There is a long moment of silence from the other end of the phone, and then, in a different tone of voice, one full of warmth and the kind of compassion that Lee knows—has always known—her mother to be capable of: “I’m so, so sorry, honey.” It’s almost as if the petulant, insecure child she was talking to a few minutes ago passed the phone to an adult. “What happened?”
Lee tells her a version of the story that almost makes sense to her as she’s saying it. She emphasizes that no one’s planning any drastic moves for the moment, but everything’s a little complicated now. It’s not as if they’re breaking up, it’s just a little breather. Her mother sobs audibly. She mumbles something about the twins, and Lee is happy that she’s told her, and, in this moment of shared sadness, she feels closer to her mother than she’s felt in a long time.
Ellen blows her nose. “I’m so happy you felt you could tell me, honey. It makes me feel so much closer to you. So . . . maybe Alan would come play at the benefit alone while you take care of the kids out there.”
Stephanie is nursing her second Diet Coke and finishing her pitch of Above the Las Vegas Sands to Sybille Brent.

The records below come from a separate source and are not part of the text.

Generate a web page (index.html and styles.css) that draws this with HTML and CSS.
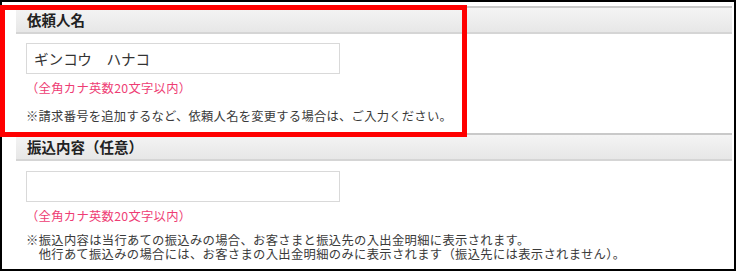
FILE: index.html
```html
<!DOCTYPE html>
<html lang="ja">
<head>
    <meta charset="UTF-8">
    <meta name="viewport" content="width=device-width, initial-scale=1.0">
    <title>依頼人名・振込内容</title>
    <link rel="stylesheet" href="styles.css">
</head>
<body>
    <div class="frame">
        <!-- 依頼人名 -->
        <div class="section">
            <div class="section-title">依頼人名</div>
            <div class="section-body">
                <input class="text-field" type="text" value="ギンコウ　ハナコ">
                <p class="hint">（全角カナ英数20文字以内）</p>
                <p class="note">※請求番号を追加するなど、依頼人名を変更する場合は、ご入力ください。</p>
            </div>
        </div>

        <!-- 振込内容 -->
        <div class="section">
            <div class="section-title">振込内容（任意）</div>
            <div class="section-body">
                <input class="text-field" type="text" value="">
                <p class="hint">（全角カナ英数20文字以内）</p>
                <p class="note note-tight">※振込内容は当行あての振込みの場合、お客さまと振込先の入出金明細に表示されます。<br>　他行あて振込みの場合には、お客さまの入出金明細のみに表示されます（振込先には表示されません）。</p>
            </div>
        </div>

        <!-- 強調枠 -->
        <div class="highlight"></div>
    </div>
</body>
</html>
```

FILE: styles.css
```css
* {
    margin: 0;
    padding: 0;
    box-sizing: border-box;
}

body {
    font-family: "Noto Sans CJK JP", "Noto Sans", sans-serif;
    background-color: #fff;
    color: #333;
    width: 737px;
    height: 273px;
    overflow: hidden;
}

.frame {
    position: relative;
    width: 736px;
    height: 271px;
    border: 2px solid #000;
    padding: 4px 2px 0 14px;
    display: flex;
    flex-direction: column;
}

.section-title {
    height: 28px;
    border-top: 2px solid #c9c9c9;
    border-bottom: 2px solid #d5d5d5;
    background: linear-gradient(#f4f4f4, #e7e7e7);
    padding-left: 11px;
    font-size: 14.5px;
    font-weight: bold;
    color: #222;
    line-height: 24px;
}

.section-body {
    padding-left: 10px;
    display: flex;
    flex-direction: column;
    align-items: flex-start;
}

.text-field {
    margin-top: 9px;
    width: 314px;
    height: 31px;
    border: 1px solid #d9d9d9;
    padding: 0 7px;
    font-family: "Noto Sans CJK JP", sans-serif;
    font-size: 14.6px;
    color: #333;
    background: #fff;
    outline: none;
}

.section + .section .text-field {
    margin-top: 10px;
}

.hint {
    margin-top: 6px;
    font-size: 12.3px;
    line-height: 16px;
    letter-spacing: 0.3px;
    color: #ee3d74;
}

.note {
    margin-top: 12px;
    font-size: 12.3px;
    line-height: 16px;
    letter-spacing: 0.25px;
    color: #3a3a3a;
    padding-bottom: 9px;
    white-space: nowrap;
}

.note-tight {
    line-height: 14px;
    letter-spacing: 0.33px;
    margin-top: 9px;
}

/* 強調枠 */
.highlight {
    position: absolute;
    left: -2px;
    top: 3px;
    width: 467px;
    height: 132px;
    border: 5px solid #ff0000;
    pointer-events: none;
}
```
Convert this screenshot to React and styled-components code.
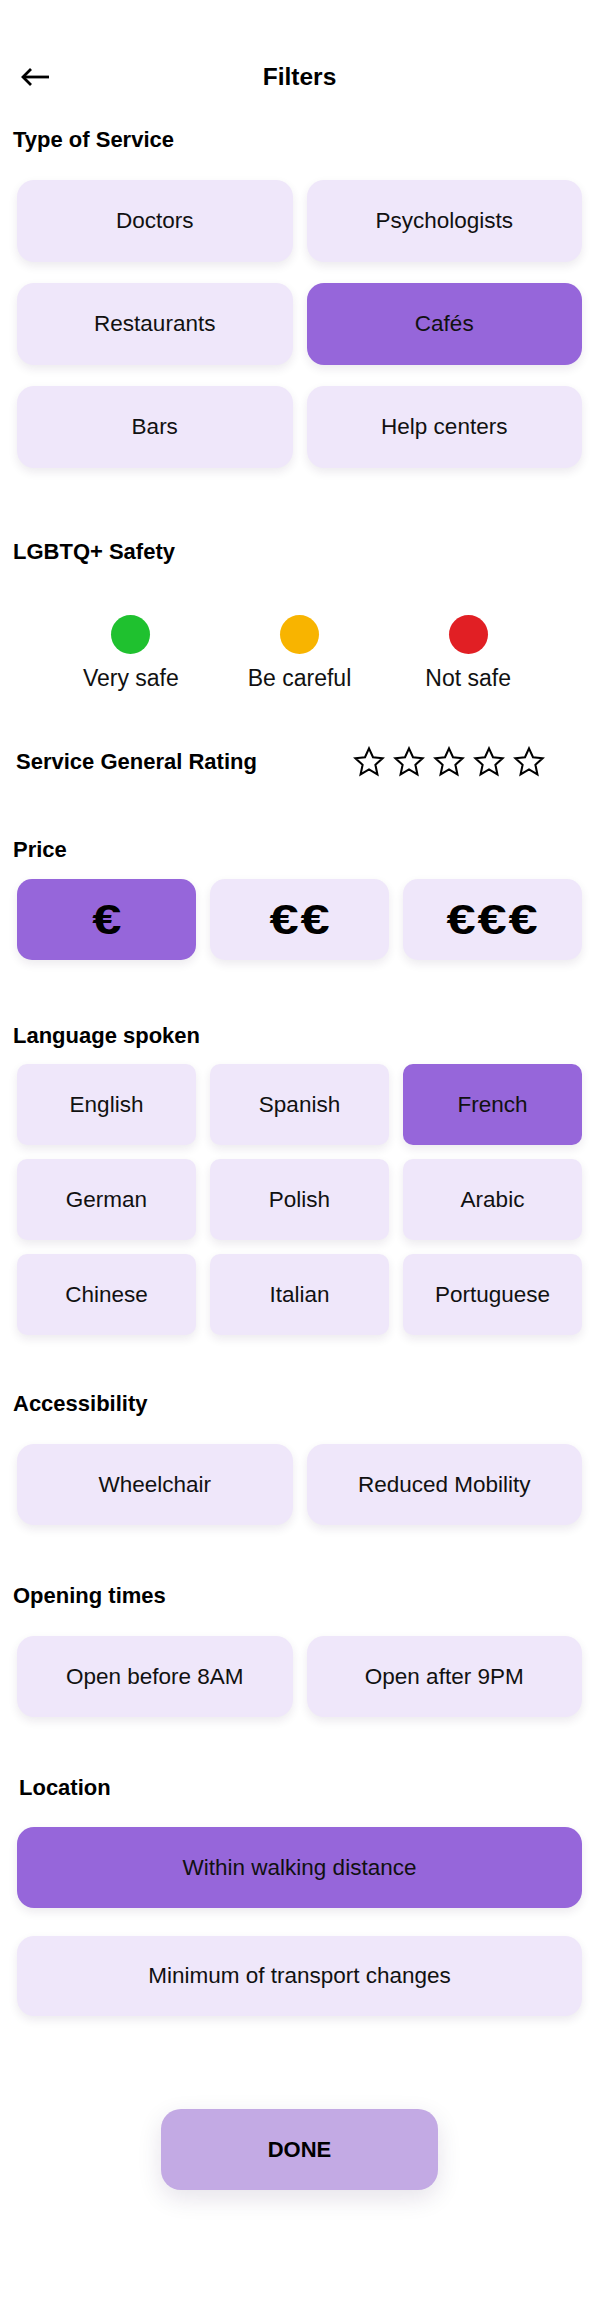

Sybille appears to be listening in a vague, wine-soaked way, sprawled back into the cushions of a banquette in the Sky Bar at the Mondrian Hotel, her very thin legs wound together tightly. It’s nearly dusk, and from where she’s sitting, Stephanie can see miles
of Los Angeles down below, bathed in the faint golds and yellows of twilight, the sickly hues of the unhealthy air pretty, soft, and languid. Like something from a fever dream, which is how the sprawling, overstuffed city often looks to Stephanie at this aching in-between time of day. Stephanie can’t decide if Sybille’s little nods and eye-widening gestures in reaction to what she’s saying represent genuine interest or condescending detachment. The bar is one big outdoor room, and a cool but pleasant breeze blows through the bougainvillea and Sybille’s soft white hair moves slightly.
Stephanie’s manager set up the meeting. Sybille, a woman of a certain age—although no one’s certain what age that is—recently made a vast fortune in a spectacularly ugly divorce from her husband, a high-profile real estate developer in New York. She’s spending a few months at the Mondrian to get away from New York, and she’s looking for projects to invest in. At one time, she apparently had acting ambitions, and this is a way to connect with the business later in life without looking ridiculous. It would give her something to do, a hand in movies, and a screen credit her friends can applaud at the premiere.
It’s a fairly common way to raise money for a project, but it’s not the easiest way. In some respects, it cheapens the project—everyone knows this is no one’s first choice for funding—and usually these folks expect something in return—a role for a friend or a hand in the shooting. Over the past few weeks, Stephanie has had four such meetings with four such people, all pretty discouraging. No one has read the book; no one seems especially interested in the story. They all want to talk about casting (without really knowing the roles) and dropping the names of people they allegedly know or supposedly worked with or hope she knows. One guy even asked her if it could be shot in 3-D.
“I hadn’t considered it,” she said.
All the mutual pretending makes her feel a little crazy at times, although certainly less crazy than she was before the shameful intervention at her apartment. And since nothing else has worked out for Stephanie, it’s worth a shot. Claiming she’s raised a certain percentage of the budget will make it more likely for others to invest, and in any case, it beats lying around her apartment with a bunch of empty bottles and used kitty litter. But she’s not going to go there right now.